Eye For Film >> Movies >> Hinterland (2015) Film Review
Hinterland
Reviewed by: Rebecca Naughten
Harry Macqueen's directorial debut sees Harvey (Macqueen) reconnect with childhood friend Lola (Lori Campbell) after the latter has been abroad for years. The reasons for Lola's reappearance are not immediately revealed, but we are given the sense - via a half-heard telephone conversation - that something serious has necessitated her return. Hinterland follows the two friends over the course of a weekend as they take a road trip to the Cornish coast, catching-up and visiting places they went together on shared family holidays when they were children.
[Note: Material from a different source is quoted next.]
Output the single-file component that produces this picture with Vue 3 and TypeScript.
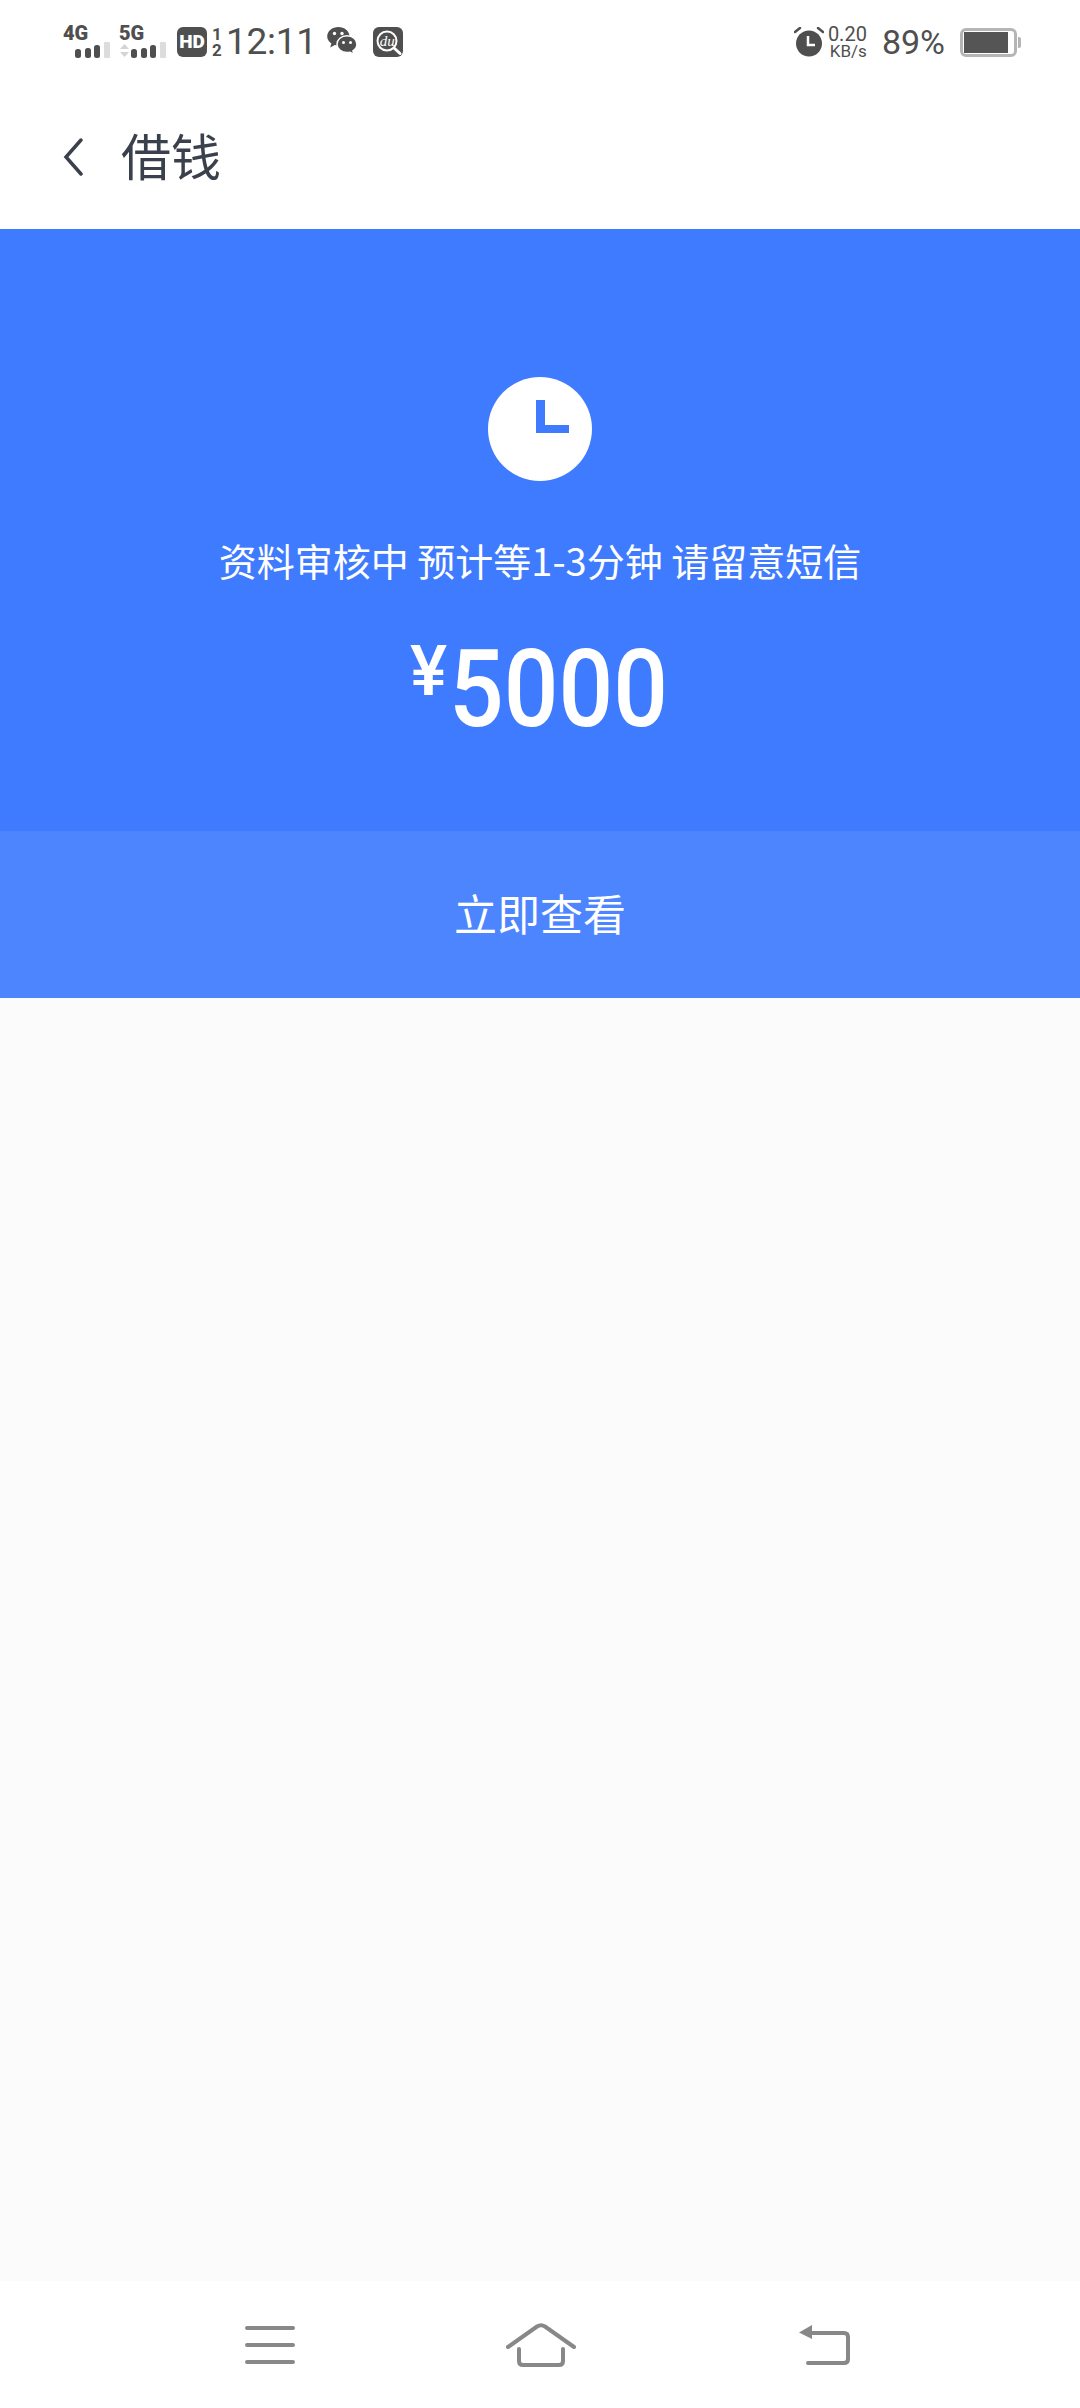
<script setup lang="ts">
const signals = [
  { label: '4G', arrows: false },
  { label: '5G', arrows: true }
]
</script>

<template>
  <div class="page">
    <div class="status-bar">
      <div class="status-left">
        <div v-for="s in signals" :key="s.label" class="signal">
          <span class="signal__label">{{ s.label }}</span>
          <svg class="signal__bars" width="48" height="17" viewBox="0 0 48 17">
            <template v-if="s.arrows">
              <path d="M1 7l4.500-5 4.500 5z M1 10l4.500 5 4.500-5z" fill="#d4d4d4" />
            </template>
            <rect x="12" y="7" width="6" height="9" rx="2.500" fill="#4f4f4f" />
            <rect x="22" y="6" width="6" height="10" rx="2.500" fill="#4f4f4f" />
            <rect x="31" y="3" width="6" height="13" rx="2.500" fill="#4f4f4f" />
            <rect x="41" y="0" width="6" height="16" rx="1" fill="#dcdcdc" />
          </svg>
        </div>
        <div class="hd">HD</div>
        <div class="sim"><span>1</span><span>2</span></div>
        <span class="time">12:11</span>
        <svg class="wechat" width="30" height="30" viewBox="0 0 30 30">
          <path d="M11.500 0C5.200 0 .2 4.100.2 9.300c0 3 1.600 5.500 4.200 7.200L3.200 20.500l4.600-2.400c1.200.3 2.400.5 3.700.5 5.800 0 11-4.200 11-9.300S17.300 0 11.500 0z" fill="#4f4f4f" />
          <path d="M20 8.800c-5.700 0-10 3.800-10 8.400s4.300 8.400 10 8.400c1.100 0 2.100-.2 3.100-.4l3.800 2.100-1-3.400c2.500-1.600 4-3.900 4-6.700 0-4.600-4.300-8.400-9.900-8.400z" fill="#4f4f4f" stroke="#fff" stroke-width="1.500" />
          <circle cx="7.500" cy="6.500" r="1.700" fill="#fff" />
          <circle cx="15" cy="6.500" r="1.700" fill="#fff" />
          <circle cx="16.500" cy="15.500" r="1.500" fill="#fff" />
          <circle cx="23.500" cy="15.500" r="1.500" fill="#fff" />
        </svg>
        <div class="du">
          <span class="du__text">du</span>
          <svg class="du__ring" width="30" height="30" viewBox="0 0 30 30">
            <circle cx="14" cy="14" r="9.500" fill="none" stroke="#fff" stroke-width="2" />
            <path d="M21 21l6 5.500" stroke="#fff" stroke-width="3" stroke-linecap="round" />
          </svg>
        </div>
      </div>
      <div class="status-right">
        <svg class="alarm" width="30" height="30" viewBox="0 0 30 30">
          <circle cx="15" cy="16.500" r="13" fill="#4f4f4f" />
          <path d="M14 9v9h7" fill="none" stroke="#fff" stroke-width="2.500" />
          <path d="M1 5l5-4M29 5l-5-4" stroke="#4f4f4f" stroke-width="2.500" stroke-linecap="round" />
        </svg>
        <div class="speed"><span>0.20</span><span class="speed__unit">KB/s</span></div>
        <span class="percent">89%</span>
        <div class="battery"><div class="battery__level"></div></div>
      </div>
    </div>

    <header class="top-bar">
      <svg class="back" width="20" height="38" viewBox="0 0 20 38">
        <path d="M18 2L3 19l15 17" fill="none" stroke="#3a404c" stroke-width="3.500" stroke-linecap="round" />
      </svg>
      <h1 class="title">借钱</h1>
    </header>

    <section class="hero">
      <svg class="clock" width="104" height="104" viewBox="0 0 104 104">
        <circle cx="52" cy="52" r="52" fill="#fff" />
        <path d="M48 23h9v25h24v8H48z" fill="#3f7bff" />
      </svg>
      <p class="hero__msg">资料审核中 预计等1-3分钟 请留意短信</p>
      <div class="amount"><span class="amount__sign">¥</span><span class="amount__num">5000</span></div>
    </section>

    <div class="action">立即查看</div>

    <main class="content"></main>

    <nav class="nav-bar">
      <svg class="nav-menu" width="50" height="40" viewBox="0 0 50 40">
        <path d="M2 3h46M2 20h46M2 37h46" stroke="#888" stroke-width="4" stroke-linecap="round" />
      </svg>
      <svg class="nav-home" width="70" height="44" viewBox="0 0 70 44">
        <path d="M2 24L31 3.500q4-2.500 8 0L68 24" fill="none" stroke="#888" stroke-width="4" stroke-linecap="round" />
        <path d="M13 26v12q0 4 4 4h36q4 0 4-4V26" fill="none" stroke="#888" stroke-width="4" stroke-linecap="round" />
      </svg>
      <svg class="nav-back" width="52" height="42" viewBox="0 0 52 42">
        <path d="M12 9h34q4 0 4 4v22q0 4-4 4H10" fill="none" stroke="#888" stroke-width="4" stroke-linecap="round" />
        <path d="M14 1v14L1 8.500z" fill="#888" />
      </svg>
    </nav>
  </div>
</template>

<style>
html,
body {
  margin: 0;
  background: #fff;
}
</style>

<style scoped>
.page {
  width: 1080px;
  height: 2408px;
  display: flex;
  flex-direction: column;
  font-family: "Noto Sans CJK SC", "Noto Sans", sans-serif;
  background: #fff;
}

.status-bar {
  height: 84px;
  flex: none;
  display: flex;
  align-items: center;
  justify-content: space-between;
  padding: 0 60px 0 63px;
  color: #4f4f4f;
  font-family: Roboto, sans-serif;
}

.status-left,
.status-right {
  display: flex;
  align-items: center;
}

.signal {
  display: flex;
  flex-direction: column;
  width: 48px;
  margin-right: 8px;
}

.signal__label {
  font-size: 20px;
  line-height: 15px;
  font-weight: 900;
}

.signal__bars {
  margin-top: 1px;
}

.hd {
  width: 30px;
  height: 30px;
  margin-left: 2px;
  border-radius: 6px;
  background: #4f4f4f;
  color: #fff;
  font-size: 19px;
  font-weight: 900;
  line-height: 30px;
  text-align: center;
}

.sim {
  display: flex;
  flex-direction: column;
  align-items: center;
  width: 12px;
  margin-left: 4px;
  font-size: 17px;
  font-weight: 700;
  line-height: 16px;
}

.time {
  margin-left: 3px;
  font-size: 37px;
  line-height: 44px;
  letter-spacing: -0.3px;
}

.wechat {
  margin-left: 10px;
}

.du {
  position: relative;
  width: 30px;
  height: 30px;
  margin-left: 16px;
  border-radius: 6px;
  background: #4f4f4f;
  color: #fff;
}

.du__text {
  position: absolute;
  left: 7px;
  top: 4px;
  font-size: 15px;
  line-height: 20px;
  font-style: italic;
  font-family: "Liberation Serif", serif;
}

.du__ring {
  position: absolute;
  inset: 0;
}

.alarm {
  margin-right: 4px;
}

.speed {
  display: flex;
  flex-direction: column;
  align-items: flex-end;
  font-size: 20px;
  line-height: 18px;
}

.speed__unit {
  font-size: 17px;
  line-height: 16px;
}

.percent {
  margin-left: 15px;
  font-size: 34px;
  line-height: 40px;
}

.battery {
  position: relative;
  box-sizing: border-box;
  width: 57px;
  height: 29px;
  margin-left: 15px;
  margin-right: 3px;
  border: 3px solid #b5b5b5;
  border-radius: 6px;
  padding: 1px;
}

.battery::after {
  content: "";
  position: absolute;
  right: -7px;
  top: 6px;
  width: 3px;
  height: 11px;
  background: #b5b5b5;
  border-radius: 0 2px 2px 0;
}

.battery__level {
  width: 44px;
  height: 100%;
  background: #555;
}

.top-bar {
  height: 145px;
  flex: none;
  display: flex;
  align-items: center;
  padding: 0 0 6px 63px;
  box-sizing: border-box;
}

.back {
  flex: none;
  margin-top: 6px;
}

.title {
  margin: 0 0 0 38px;
  font-size: 50px;
  line-height: 60px;
  font-weight: 400;
  color: #3a404c;
}

.hero {
  height: 602px;
  flex: none;
  box-sizing: border-box;
  padding-top: 148px;
  display: flex;
  flex-direction: column;
  align-items: center;
  background: #3f7bff;
  color: #fff;
}

.clock {
  flex: none;
}

.hero__msg {
  margin: 53px 0 0;
  font-size: 38px;
  line-height: 52px;
  white-space: pre;
}

.amount {
  display: flex;
  align-items: flex-start;
  margin-top: 43px;
  margin-left: -4px;
  font-family: Roboto, sans-serif;
  font-weight: 500;
}

.amount__sign {
  font-size: 70px;
  line-height: 84px;
  margin-right: 2px;
}

.amount__num {
  font-size: 107px;
  line-height: 122px;
  width: 217px;
  transform: scaleX(0.9);
  transform-origin: left center;
}

.action {
  height: 167px;
  flex: none;
  box-sizing: border-box;
  padding-bottom: 6px;
  display: flex;
  align-items: center;
  justify-content: center;
  background: #4d85ff;
  color: #fff;
  font-size: 43px;
}

.content {
  flex: 1;
  background: #fbfbfb;
}

.nav-bar {
  height: 127px;
  flex: none;
  box-sizing: border-box;
  display: flex;
  align-items: center;
  padding: 0 0 0 245px;
  background: #fff;
}

.nav-home {
  margin-left: 211px;
}

.nav-back {
  margin-left: 222px;
}
</style>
The title - besides being the glimpsed name of a cafe Harvey drives past early in the film - refers not only to the desolate landscape that the pair move through during the weekend, but also the existential wilderness each currently finds themselves in. Both are creative types - Harvey is writing a novel, Lola is a singer-songwriter (as is Campbell in real life) - and are struggling to find their way in the world and also to work out what they want from life.
Creative struggle is a timeless theme, but the early inclusion of a political talk show (discussing wealth disparity in the UK and the impact of student debt and high rents on the younger generation) playing on Harvey's car radio suggests that Macqueen wishes to tie his protagonists' malaise to a contemporaneous set of social conditions. However, this apparent attempt to contextualise the dissatisfaction of twenty-somethings in the UK - or to at least acknowledge that there is a socio-economic context to such dissatisfactions - is somewhat undermined by the personal circumstances of the characters, given that we learn that both families are sufficiently well off to own more than one property, even if Harvey's Mum now rents out their holiday home.
Harvey and Lola's problems are existential rather than economic (passing comment is made about Harvey temporarily living with his Mum, but this seems motivated by his wanting to get his head down and write his novel rather than out of financial necessity). That is not to dismiss their problems as unworthy of exploration, but it might have been better to resolutely focus on creative ennui if the political commentary is to be only surface-deep - the nod to the current economic climate seems as tacked on as the handwritten poster on a bedroom wall declaring "We are the children of Ayn Rand and Margaret Thatcher".
Hinterland is more effective when it focuses on the resurrected friendship between the two leads and the strain that the passing of time places on shared connections. Moments of companionable silence between Harvey and Lola circumvent a sometimes stilted script and suggest that their bond runs deep. It is difficult to revisit the past because older eyes see things differently. This is visually conveyed by their visiting the coast in February (out of season), so that they are confronted by a landscape distinct from their childhood memories - the time of year also representing the current stasis in the lives of the protagonists (but with the potential for change). Macqueen and DoP Ben Hecking capture the stark and savage beauty of the countryside and coastline in winter, using a colour palette that contrasts the rich blue of the sea with the faded greens and browns of a landscape still partly in hibernation.
Utilising the beauty of the landscape - the majority of the film takes place outdoors - the film's style belies its low budget, and there is enough in Hinterland to suggest that Macqueen is worth watching out for in the future.